The woman, a conservator from the U.S. National Archives and Records Administration (NARA), was carrying one of the most important documents from American history. The man walking nearby was a NARA security officer on hand to make sure it arrived safely at its destination -- an exhibition hall at Library and Archives Canada in downtown Ottawa.

It's a common enough strategy to transport valuable historical material in such a seemingly nonchalant manner. The oldest surviving item printed in Canada, a 1752 copy of the Halifax Gazette, was once taken to Nova Scotia from Ottawa in the carry-on luggage of a Library and Archives employee. The less attention the better, goes the theory.

But the document brought to Ottawa this week will soon be flooded with attention. And it's not just any old priceless document.

Since 1783, when American and British negotiators formally ended the U.S. Revolutionary War by putting their signatures on a 10-article agreement in a Paris hotel room, the Treaty of Paris has never left the United States. In fact, it has been shown only rarely to the public.

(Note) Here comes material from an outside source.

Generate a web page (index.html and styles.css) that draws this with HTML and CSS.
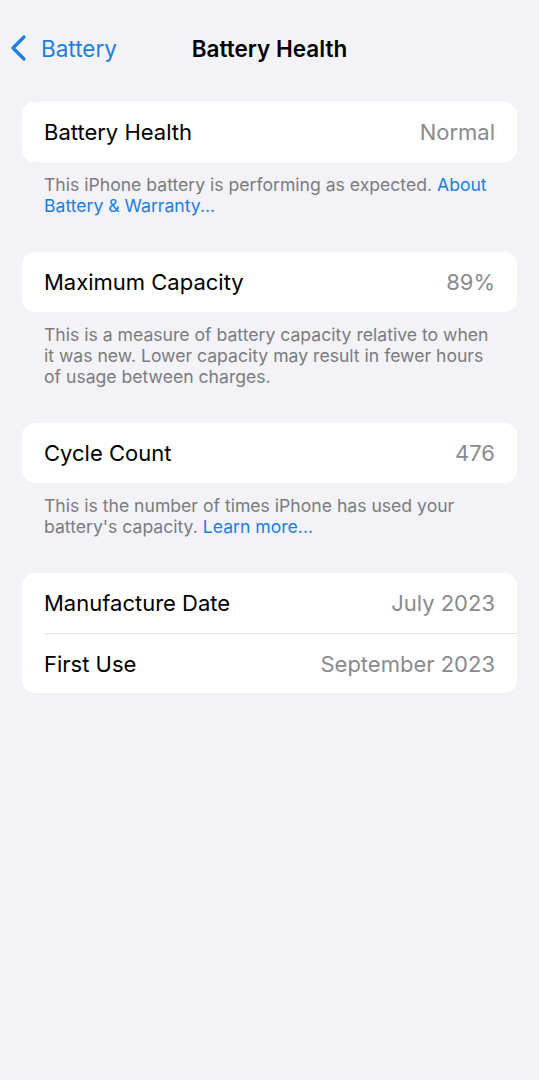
FILE: index.html
```html
<!DOCTYPE html>
<html lang="en">
  <head>
    <title>Battery Health</title>
    <link rel="stylesheet" href="styles.css">
  </head>

  <body>
    <div class="navbar">
      <a class="back" href="#">
        <svg class="chevron" width="18" height="28" viewBox="0 0 18 28">
          <polyline points="15,3 4,14 15,25" fill="none" stroke="#1a7ee4" stroke-width="3.2" stroke-linecap="round" stroke-linejoin="round"/>
        </svg>
        <span>Battery</span>
      </a>
      <div class="title">Battery Health</div>
    </div>

    <div class="group">
      <div class="card">
        <div class="row">
          <span class="label">Battery Health</span>
          <span class="value">Normal</span>
        </div>
      </div>
      <p class="note">This iPhone battery is performing as expected. <a href="#">About Battery &amp; Warranty...</a></p>
    </div>

    <div class="group">
      <div class="card">
        <div class="row">
          <span class="label">Maximum Capacity</span>
          <span class="value">89%</span>
        </div>
      </div>
      <p class="note">This is a measure of battery capacity relative to when it was new. Lower capacity may result in fewer hours of usage between charges.</p>
    </div>

    <div class="group">
      <div class="card">
        <div class="row">
          <span class="label">Cycle Count</span>
          <span class="value">476</span>
        </div>
      </div>
      <p class="note">This is the number of times iPhone has used your battery's capacity. <a href="#">Learn more...</a></p>
    </div>

    <div class="group">
      <div class="card">
        <div class="row">
          <span class="label">Manufacture Date</span>
          <span class="value">July 2023</span>
        </div>
        <div class="row">
          <span class="label">First Use</span>
          <span class="value">September 2023</span>
        </div>
      </div>
    </div>
  </body>
</html>
```

FILE: styles.css
```css
/* iOS settings look */
body {
  margin: 0;
  background-color: #f2f2f7;
  font-family: Inter, "Noto Sans", sans-serif;
  color: #000;
}

.navbar {
  position: relative;
  height: 96px;
  display: flex;
  align-items: center;
  justify-content: center;
}

.back {
  position: absolute;
  left: 9px;
  top: 34px;
  display: flex;
  align-items: center;
  gap: 14px;
  color: #1a7ee4;
  text-decoration: none;
  font-size: 22.5px;
}

.title {
  font-size: 22.5px;
  font-weight: 600;
}

.group {
  margin: 6px 22px 36px;
}

.card {
  background-color: #fff;
  border-radius: 13px;
  overflow: hidden;
}

.row {
  height: 60px;
  padding: 0 22px;
  display: flex;
  align-items: center;
  justify-content: space-between;
  font-size: 22px;
}

.row + .row {
  border-top: 1px solid #e3e3e8;
  margin-left: 22px;
  padding-left: 0;
  height: 59px;
}

.value {
  color: #8a8a8e;
}

.note {
  margin: 12px 0 0;
  padding: 0 22px;
  font-size: 17.6px;
  line-height: 21px;
  color: #7b7b80;
}

.note a {
  color: #1a7ee4;
  text-decoration: none;
}
```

Beginning Tuesday, however, it will be sitting under bulletproof glass in Ottawa as the centrepiece of an ambitious two-country exhibition that not only marks the 225th anniversary of the signing, but attempts to show how the treaty shaped the political and social development of the U.S. and what became Canada by establishing borders, fishing rights and opening Canada to United Empire Loyalist settlement.